USA Pickleball’s decision to adopt DUPR exclusively will accelerate standardization across the sport. That’s probably good for players trying to navigate the competitive landscape. Clarity beats chaos.
But should every platform, publication, and media outlet in the pickleball ecosystem be required to participate in that standardization through contractual exclusivity? Should documenting the sport require the same commitments as governing it?
There’s no obvious answer. DUPR is protecting their business interests and their investment in building something valuable. USA Pickleball is trying to bring order to a rapidly growing sport. Both are legitimate objectives.
But so is maintaining spaces where the sport can be documented and discussed without corporate partnerships dictating what information can or can’t be presented.
Where Things Go From Here
Picklepedia will keep building player profiles without ratings for now.
Maybe eventually DUPR will offer non-exclusive API access for media platforms that want to display their ratings without becoming promotional partners. Maybe a different rating system will emerge with more open integration policies. Maybe the competitive landscape will shift in ways that can’t be predicted today.
Or maybe there will come a point when partnering with DUPR becomes the only viable path forward if it becomes truly impossible to document professional pickleball without it.
But today isn’t that day.
Today, the choice is transparency over convenience. Independence over integration. The belief that readers value platforms willing to explain why certain features are missing rather than quietly compromising principles to offer them.

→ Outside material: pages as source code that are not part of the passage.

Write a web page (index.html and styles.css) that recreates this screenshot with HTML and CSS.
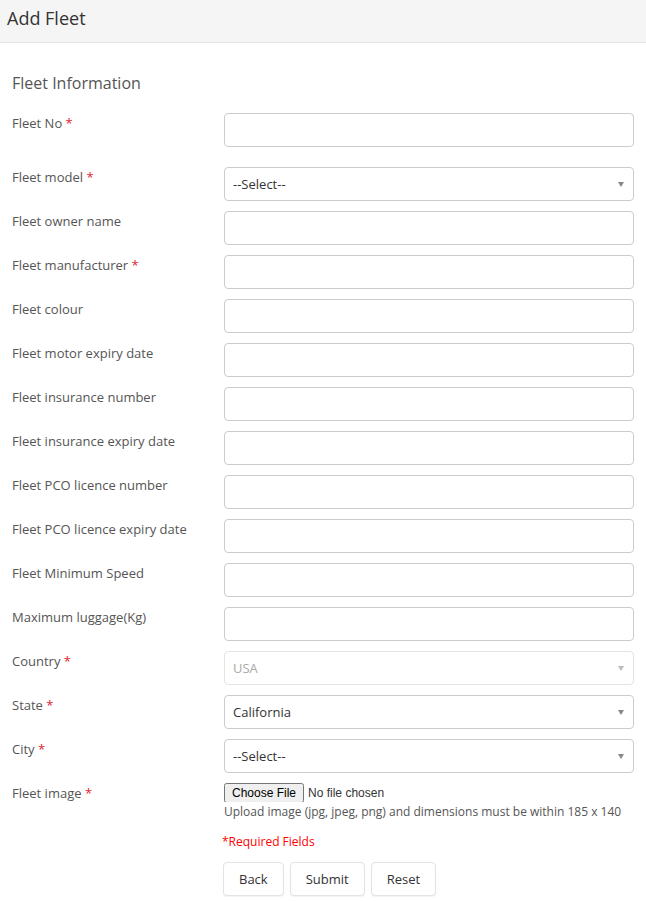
FILE: index.html
```html
<!DOCTYPE html>
<html lang="en">
<head>
  <meta charset="UTF-8" />
  <title>Add Fleet</title>
  <meta name="viewport" content="width=device-width, initial-scale=1.0"/>
  <link rel="stylesheet" href="styles.css">
</head>
<body>

  <div class="page-header">
    <h1>Add Fleet</h1>
  </div>

  <form class="fleet-form">
    <h3 class="section-title">Fleet Information</h3>

    <div class="form-row first">
      <label>Fleet No <span class="req">*</span></label>
      <div class="field"><input type="text"></div>
    </div>

    <div class="form-row">
      <label>Fleet model <span class="req">*</span></label>
      <div class="field select-wrap">
        <select><option>--Select--</option></select>
      </div>
    </div>

    <div class="form-row">
      <label>Fleet owner name</label>
      <div class="field"><input type="text"></div>
    </div>

    <div class="form-row">
      <label>Fleet manufacturer <span class="req">*</span></label>
      <div class="field"><input type="text"></div>
    </div>

    <div class="form-row">
      <label>Fleet colour</label>
      <div class="field"><input type="text"></div>
    </div>

    <div class="form-row">
      <label>Fleet motor expiry date</label>
      <div class="field"><input type="text"></div>
    </div>

    <div class="form-row">
      <label>Fleet insurance number</label>
      <div class="field"><input type="text"></div>
    </div>

    <div class="form-row">
      <label>Fleet insurance expiry date</label>
      <div class="field"><input type="text"></div>
    </div>

    <div class="form-row">
      <label>Fleet PCO licence number</label>
      <div class="field"><input type="text"></div>
    </div>

    <div class="form-row">
      <label>Fleet PCO licence expiry date</label>
      <div class="field"><input type="text"></div>
    </div>

    <div class="form-row">
      <label>Fleet Minimum Speed</label>
      <div class="field"><input type="text"></div>
    </div>

    <div class="form-row">
      <label>Maximum luggage(Kg)</label>
      <div class="field"><input type="text"></div>
    </div>

    <div class="form-row">
      <label>Country <span class="req">*</span></label>
      <div class="field select-wrap disabled">
        <select disabled><option>USA</option></select>
      </div>
    </div>

    <div class="form-row">
      <label>State <span class="req">*</span></label>
      <div class="field select-wrap">
        <select><option>California</option></select>
      </div>
    </div>

    <div class="form-row">
      <label>City <span class="req">*</span></label>
      <div class="field select-wrap">
        <select><option>--Select--</option></select>
      </div>
    </div>

    <div class="form-row">
      <label>Fleet image <span class="req">*</span></label>
      <div class="field">
        <input type="file" class="file-input">
        <p class="help-text">Upload image (jpg, jpeg, png) and dimensions must be within 185 x 140</p>
        <p class="required-note">*Required Fields</p>
        <div class="actions">
          <button type="button" class="btn">Back</button>
          <button type="submit" class="btn">Submit</button>
          <button type="reset" class="btn">Reset</button>
        </div>
      </div>
    </div>
  </form>

</body>
</html>
```

FILE: styles.css
```css
body {
  margin: 0;
  font-family: "Open Sans", Arial, sans-serif;
  font-size: 13px;
  color: #555;
  background-color: #fff;
}

.page-header {
  height: 42px;
  background-color: #f5f5f5;
  border-bottom: 1px solid #e3e3e3;
}

.page-header h1 {
  margin: 0;
  padding: 6px 7px 0;
  font-size: 18px;
  font-weight: normal;
  line-height: 24px;
  color: #333;
}

.fleet-form {
  padding: 0 12px;
}

.section-title {
  margin: 29px 0 19px;
  font-size: 16px;
  font-weight: normal;
  line-height: 22px;
  color: #555;
}

.form-row {
  display: flex;
  margin-bottom: 10px;
}

.form-row.first {
  margin-bottom: 20px;
}

.form-row label {
  flex: 0 0 212px;
  line-height: 20px;
}

.req {
  color: #e0242f;
}

.field {
  flex: 1;
}

input[type="text"],
select {
  display: block;
  box-sizing: border-box;
  width: 100%;
  height: 34px;
  padding: 0 8px;
  border: 1px solid #ccc;
  border-radius: 4px;
  background-color: #fff;
  font-family: "Open Sans", Arial, sans-serif;
  font-size: 13px;
  color: #333;
  outline: none;
}

select {
  appearance: none;
  -webkit-appearance: none;
}

.select-wrap {
  position: relative;
}

.select-wrap::after {
  content: "";
  position: absolute;
  right: 10px;
  top: 15px;
  border-left: 3.5px solid transparent;
  border-right: 3.5px solid transparent;
  border-top: 5px solid #888;
  pointer-events: none;
}

.select-wrap.disabled select {
  border-color: #e3e3e3;
  color: #aaa;
  opacity: 1;
}

.select-wrap.disabled::after {
  border-top-color: #bbb;
}

.file-input {
  display: block;
  height: 19px;
  font-family: Arial, sans-serif;
  font-size: 12px;
  color: #333;
}

.help-text {
  margin: 0;
  font-size: 12px;
  line-height: 20px;
  color: #555;
  white-space: nowrap;
}

.required-note {
  margin: 10px 0 10px -2px;
  font-size: 12px;
  line-height: 20px;
  color: #f00;
}

.actions {
  display: flex;
  gap: 6px;
  margin-left: -1px;
}

.btn {
  height: 34px;
  padding: 0 15px;
  border: 1px solid #e3e3e3;
  border-radius: 4px;
  background-color: #fff;
  box-shadow: 0 1px 1px rgba(0, 0, 0, 0.05);
  font-family: "Open Sans", Arial, sans-serif;
  font-size: 13px;
  color: #333;
  cursor: pointer;
}
```
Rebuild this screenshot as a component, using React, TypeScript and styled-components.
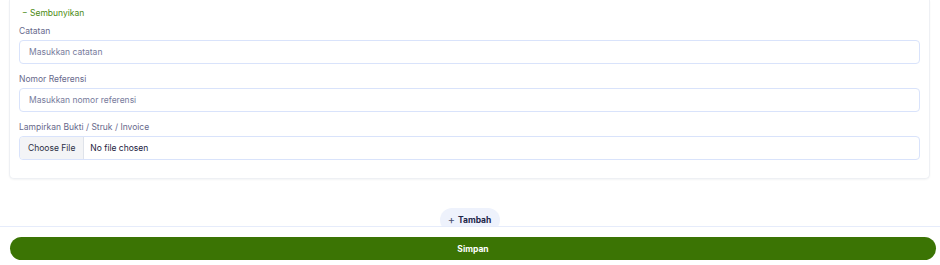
import React from "react";
import styled, { createGlobalStyle } from "styled-components";

const Global = createGlobalStyle`
  html, body { margin: 0; padding: 0; background: #ffffff; }
  body { font-family: Inter, "Noto Sans", sans-serif; -webkit-font-smoothing: antialiased; }
  * { box-sizing: border-box; }
`;

const Page = styled.div`
  height: 265px;
  display: flex;
  flex-direction: column;
  overflow: hidden;
`;

const Main = styled.main`
  flex: 1;
  min-height: 0;
  overflow: hidden;
  display: flex;
  flex-direction: column;
  align-items: center;
  padding: 0 10px 0 9px;
`;

const Card = styled.section`
  align-self: stretch;
  background: #fff;
  border: 1px solid #eef0f4;
  border-top: none;
  border-radius: 0 0 5px 5px;
  box-shadow: 0 1px 2px rgba(20, 30, 60, 0.05);
  padding: 7px 9px 18px 9px;
  display: flex;
  flex-direction: column;
`;

const ToggleLink = styled.button`
  align-self: flex-start;
  background: none;
  border: none;
  padding: 0 0 0 3px;
  margin: 0 0 6px 0;
  font-family: inherit;
  font-size: 8.5px;
  line-height: 12px;
  color: #4b8a12;
  cursor: pointer;
`;

const Fields = styled.div`
  display: flex;
  flex-direction: column;
  gap: 9px;
`;

const Field = styled.label`
  display: flex;
  flex-direction: column;
  gap: 3px;
`;

const LabelText = styled.span`
  font-size: 8.5px;
  line-height: 12px;
  color: #67698c;
`;

const TextInput = styled.input`
  height: 24px;
  width: 100%;
  border: 1px solid #d9e3fb;
  border-radius: 4px;
  padding: 0 9px;
  font-family: inherit;
  font-size: 8.5px;
  color: #1e2340;
  background: #fff;
  outline: none;
  &::placeholder { color: #777b9c; }
`;

const FileInput = styled.input`
  height: 24px;
  width: 100%;
  border: 1px solid #d9e3fb;
  border-radius: 4px;
  padding: 0;
  font-family: inherit;
  font-size: 8.5px;
  color: #1b2140;
  background: #fff;
  overflow: hidden;
  &::file-selector-button {
    height: 22px;
    margin: 0 6px 0 0;
    padding: 0 8px;
    border: none;
    border-right: 1px solid #dfe3ea;
    background: #f3f4f6;
    color: #2b2f45;
    font-family: inherit;
    font-size: 8.5px;
    border-radius: 3px 0 0 3px;
  }
`;

const AddButton = styled.button`
  margin-top: 29px;
  flex-shrink: 0;
  height: 24px;
  width: 60px;
  border: none;
  border-radius: 12px;
  background: #eef2fc;
  color: #1d2749;
  font-family: inherit;
  font-size: 8.5px;
  font-weight: 700;
  display: flex;
  align-items: center;
  justify-content: center;
  gap: 3px;
  padding: 0;
`;

const Plus = styled.span`
  font-weight: 400;
  font-size: 11px;
  color: #4a5170;
  line-height: 1;
`;

const Footer = styled.footer`
  flex-shrink: 0;
  border-top: 1px solid #e6ecfb;
  background: #fff;
  padding: 10px 4px 5px 10px;
`;

const SaveButton = styled.button`
  width: 100%;
  height: 23px;
  border: none;
  border-radius: 12px;
  background: #3b7404;
  color: #fff;
  font-family: inherit;
  font-size: 8.5px;
  font-weight: 700;
  display: block;
`;

export default function App() {
  return (
    <>
      <Global />
      <Page>
        <Main>
          <Card>
            <ToggleLink type="button">− Sembunyikan</ToggleLink>
            <Fields>
              <Field>
                <LabelText>Catatan</LabelText>
                <TextInput placeholder="Masukkan catatan" />
              </Field>
              <Field>
                <LabelText>Nomor Referensi</LabelText>
                <TextInput placeholder="Masukkan nomor referensi" />
              </Field>
              <Field>
                <LabelText>Lampirkan Bukti / Struk / Invoice</LabelText>
                <FileInput type="file" />
              </Field>
            </Fields>
          </Card>
          <AddButton type="button">
            <Plus>+</Plus>Tambah
          </AddButton>
        </Main>
        <Footer>
          <SaveButton type="button">Simpan</SaveButton>
        </Footer>
      </Page>
    </>
  );
}
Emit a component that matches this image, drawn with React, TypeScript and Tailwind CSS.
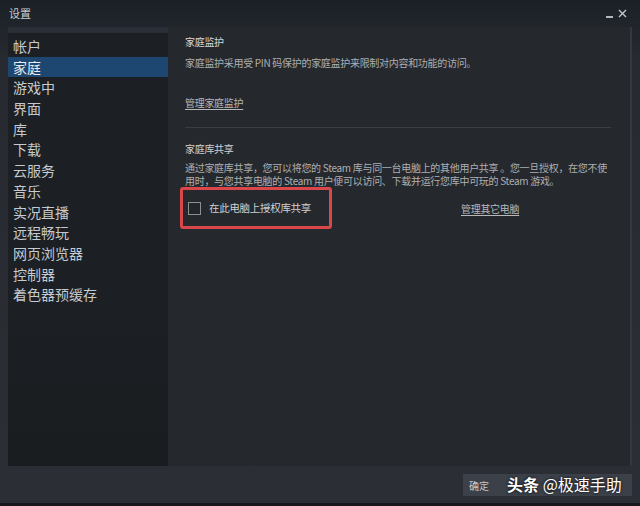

And the hope that as this sport continues to grow, there remains room for media outlets that prioritize neutrality – even when the path of least resistance would be to fall in line with whoever’s winning the standardization race.
Because Picklepedia exists to serve players and fans – not to serve as a distribution channel for any single company’s data, no matter how good that data might be.
The only exclusivity Picklepedia wants is this: exclusively accountable to the pickleball community, not to any one company in it.